A dozen inches of precipitation fall on the Shonto Plateau each year. The moisture readily soaks into this permeable sandstone that serves as a giant underground sponge. The water flows down, meeting the impermeable Kayenta Formation. Then it flows horizontally, emerging as springs along the cliff faces. Ice freezes and thaws, and pries off small slabs. The alcove deepens and widens as whole boulders spall off.  

The alcove is immense--370 feet across, a ceiling 450 feet high. Generous enough to hold a hundred and thirty-five rooms that fit perfectly into the natural curved opening.  The sloping floor and vaulted ceiling follow crossbeds within the Navajo Sandstone.

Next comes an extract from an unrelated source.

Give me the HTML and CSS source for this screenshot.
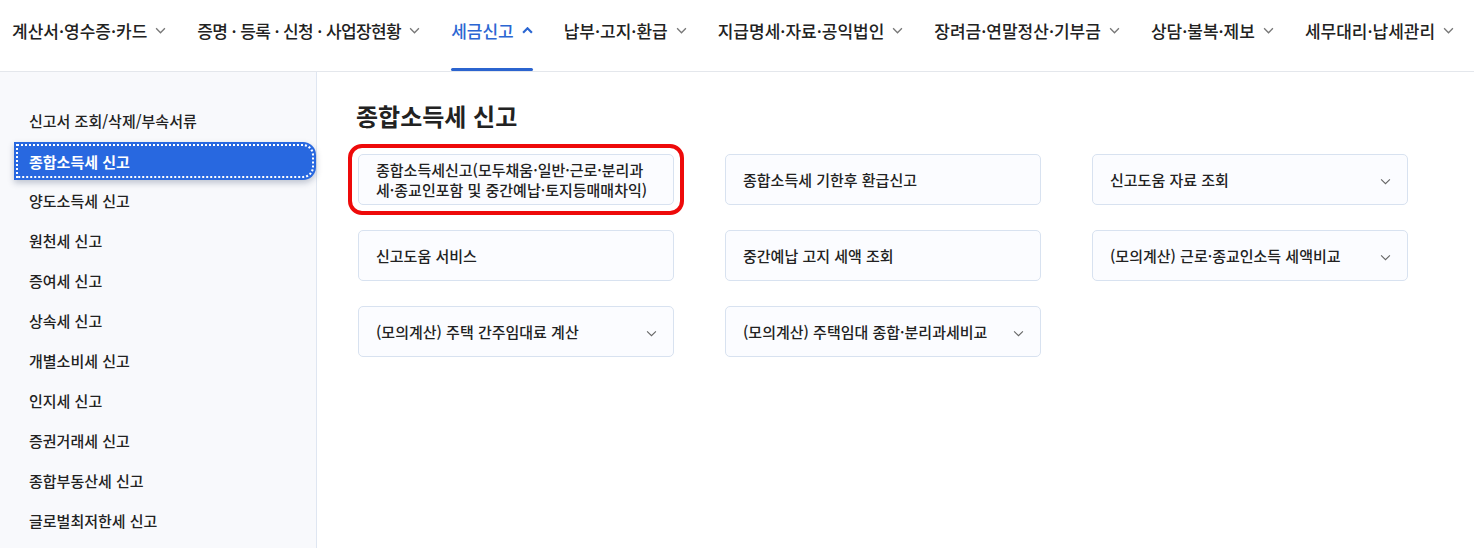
FILE: index.html
```html
<!DOCTYPE html>
<html lang="ko">
<head>
<meta charset="utf-8">
<title>종합소득세 신고</title>
<link rel="stylesheet" href="styles.css">
</head>
<body>
<header class="gnb">
  <nav class="gnb-list">
    <a class="gnb-item"><span>계산서·영수증·카드</span><svg class="chev" viewBox="0 0 10 6"><path d="M1 1l4 4 4-4"/></svg></a>
    <a class="gnb-item"><span class="tight">증명 · 등록 · 신청 · 사업장현황</span><svg class="chev" viewBox="0 0 10 6"><path d="M1 1l4 4 4-4"/></svg></a>
    <a class="gnb-item active"><span>세금신고</span><svg class="chev up" viewBox="0 0 10 6"><path d="M1 5l4-4 4 4"/></svg></a>
    <a class="gnb-item"><span>납부·고지·환급</span><svg class="chev" viewBox="0 0 10 6"><path d="M1 1l4 4 4-4"/></svg></a>
    <a class="gnb-item"><span>지급명세·자료·공익법인</span><svg class="chev" viewBox="0 0 10 6"><path d="M1 1l4 4 4-4"/></svg></a>
    <a class="gnb-item"><span>장려금·연말정산·기부금</span><svg class="chev" viewBox="0 0 10 6"><path d="M1 1l4 4 4-4"/></svg></a>
    <a class="gnb-item"><span>상담·불복·제보</span><svg class="chev" viewBox="0 0 10 6"><path d="M1 1l4 4 4-4"/></svg></a>
    <a class="gnb-item"><span>세무대리·납세관리</span><svg class="chev" viewBox="0 0 10 6"><path d="M1 1l4 4 4-4"/></svg></a>
  </nav>
</header>
<div class="layout">
  <aside class="side">
    <ul class="side-list">
      <li class="side-item">신고서 조회/삭제/부속서류</li>
      <li class="side-item active">종합소득세 신고</li>
      <li class="side-item">양도소득세 신고</li>
      <li class="side-item">원천세 신고</li>
      <li class="side-item">증여세 신고</li>
      <li class="side-item">상속세 신고</li>
      <li class="side-item">개별소비세 신고</li>
      <li class="side-item">인지세 신고</li>
      <li class="side-item">증권거래세 신고</li>
      <li class="side-item">종합부동산세 신고</li>
      <li class="side-item">글로벌최저한세 신고</li>
    </ul>
  </aside>
  <main class="content">
    <h1 class="title">종합소득세 신고</h1>
    <div class="cards">
      <div class="card highlight"><span>종합소득세신고(모두채움·일반·근로·분리과<br>세·종교인포함 및 중간예납·토지등매매차익)</span></div>
      <div class="card"><span>종합소득세 기한후 환급신고</span></div>
      <div class="card"><span>신고도움 자료 조회</span><svg class="cchev" viewBox="0 0 10 6"><path d="M1 1l4 4 4-4"/></svg></div>
      <div class="card"><span>신고도움 서비스</span></div>
      <div class="card"><span>중간예납 고지 세액 조회</span></div>
      <div class="card"><span>(모의계산) 근로·종교인소득 세액비교</span><svg class="cchev" viewBox="0 0 10 6"><path d="M1 1l4 4 4-4"/></svg></div>
      <div class="card"><span>(모의계산) 주택 간주임대료 계산</span><svg class="cchev" viewBox="0 0 10 6"><path d="M1 1l4 4 4-4"/></svg></div>
      <div class="card"><span>(모의계산) 주택임대 종합·분리과세비교</span><svg class="cchev" viewBox="0 0 10 6"><path d="M1 1l4 4 4-4"/></svg></div>
    </div>
  </main>
</div>
</body>
</html>
```
FILE: styles.css
```css
* { box-sizing: border-box; }
html, body { margin: 0; padding: 0; }
body {
  font-family: "Noto Sans CJK KR", "Noto Sans", sans-serif;
  color: #222;
  background: #fff;
  height: 548px;
  overflow: hidden;
}
.gnb {
  height: 72px;
  border-bottom: 1px solid #e4e7ec;
  padding-left: 12px;
}
.gnb-list {
  display: flex;
  align-items: stretch;
  height: 71px;
  gap: 31px;
}
.gnb-item {
  position: relative;
  display: flex;
  align-items: center;
  gap: 8px;
  font-size: 17px;
  font-weight: 500;
  color: #222;
  letter-spacing: 0;
  padding-bottom: 10px;
  white-space: nowrap;
}
.gnb-item .tight { letter-spacing: -0.6px; }
.gnb-item .chev {
  width: 11px;
  height: 7px;
  fill: none;
  stroke: #777;
  stroke-width: 1.2;
}
.gnb-item.active { color: #2b66d2; }
.gnb-item.active .chev { stroke: #2b66d2; stroke-width: 2; }
.gnb-item.active::after {
  content: "";
  position: absolute;
  left: 0;
  right: 0;
  bottom: 0;
  height: 3px;
  border-radius: 2px;
  background: #2b64cf;
}
.layout {
  display: flex;
  height: 476px;
}
.side {
  width: 317px;
  flex: none;
  background: #f8f9fc;
  border-right: 1px solid #dfe6f1;
  padding-top: 28px;
}
.side-list {
  list-style: none;
  margin: 0;
  padding: 0;
}
.side-item {
  height: 40px;
  display: flex;
  align-items: center;
  margin-left: 14px;
  padding-left: 15px;
  font-size: 15px;
  font-weight: 500;
  color: #222;
  letter-spacing: 0;
}
.side-item.active {
  background: #2868e0;
  color: #fff;
  font-weight: 700;
  border-radius: 0 13px 13px 0;
  height: 38px;
  margin-top: 2px;
  box-shadow: 0 3px 6px rgba(20, 40, 80, 0.25);
  outline: 2px dotted #fff;
  outline-offset: -4px;
}
.content {
  flex: 1;
  padding: 29px 0 0 39px;
}
.title {
  margin: 0 0 23px;
  font-size: 24px;
  font-weight: 700;
  line-height: 30px;
  color: #222;
  letter-spacing: 0;
}
.cards {
  display: grid;
  grid-template-columns: repeat(3, 316px);
  column-gap: 51px;
  row-gap: 25px;
  padding-left: 2px;
}
.card {
  position: relative;
  height: 51px;
  display: flex;
  align-items: center;
  justify-content: space-between;
  padding: 0 16px 0 17px;
  background: #fbfcff;
  border: 1px solid #d8e2f0;
  border-radius: 5px;
  font-size: 15px;
  font-weight: 500;
  line-height: 20px;
  color: #222;
  letter-spacing: 0;
}
.card .cchev {
  width: 11px;
  height: 7px;
  flex: none;
  fill: none;
  stroke: #666;
  stroke-width: 1;
  margin-top: 4px;
}
.card.highlight::after {
  content: "";
  position: absolute;
  left: -11px;
  right: -11px;
  top: -11px;
  bottom: -11px;
  border: 4px solid #ee0a0a;
  border-radius: 14px;
}
```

The Betatakin alcove faces south and east, offering shade in summer, morning sun in winter, and protection from weather all year. Even with all these benefits, it was the life-giving springs that undoubtedly drew the Ancestral Puebloans to this spot.

"My birth-given name, Hopi name is Piivajouma" says Masayumptewa. "My Anglo name is Lloyd Masayumptewa.  I am of the Coyote Clan.  This is where a lot of our religious ceremonies were defined and then brought out to Hopi."

Ancestors of the Hopi people lived here. They farmed on terraces at the mouth of the canyon. They went to great effort to build this beautiful stone dwelling. Annual growth rings in the wood beams show that construction started here in A.D. 1250, and ended by 1286. So in less than fifty years, they were gone, probably for a combination of reasons -- unpredictable rainfall? Long-term drought?  Fields lost to stream downcutting?  Or prophesy to move on?  Whatever the reasons, they went south to the Hopi mesas where Lloyd’s family lives today.

Betatakin’s main spring now flows a little less than a gallon a minute. The Southwest has been caught in a period of dryness for a decade, and less moisture has been feeding the sandstone aquifer. The springs--and the hanging gardens--appear to be drying out.

Water carved this canyon and sculpted the alcove. The alcove sheltered Pueblo people.

Rock – water – people. The mandala is no different for us than it was for them. They tried to cope with a long drought in the 1200s, as we cope now. And they knew that everyone lives in this country only with the permission--and the blessing--of the land and sky.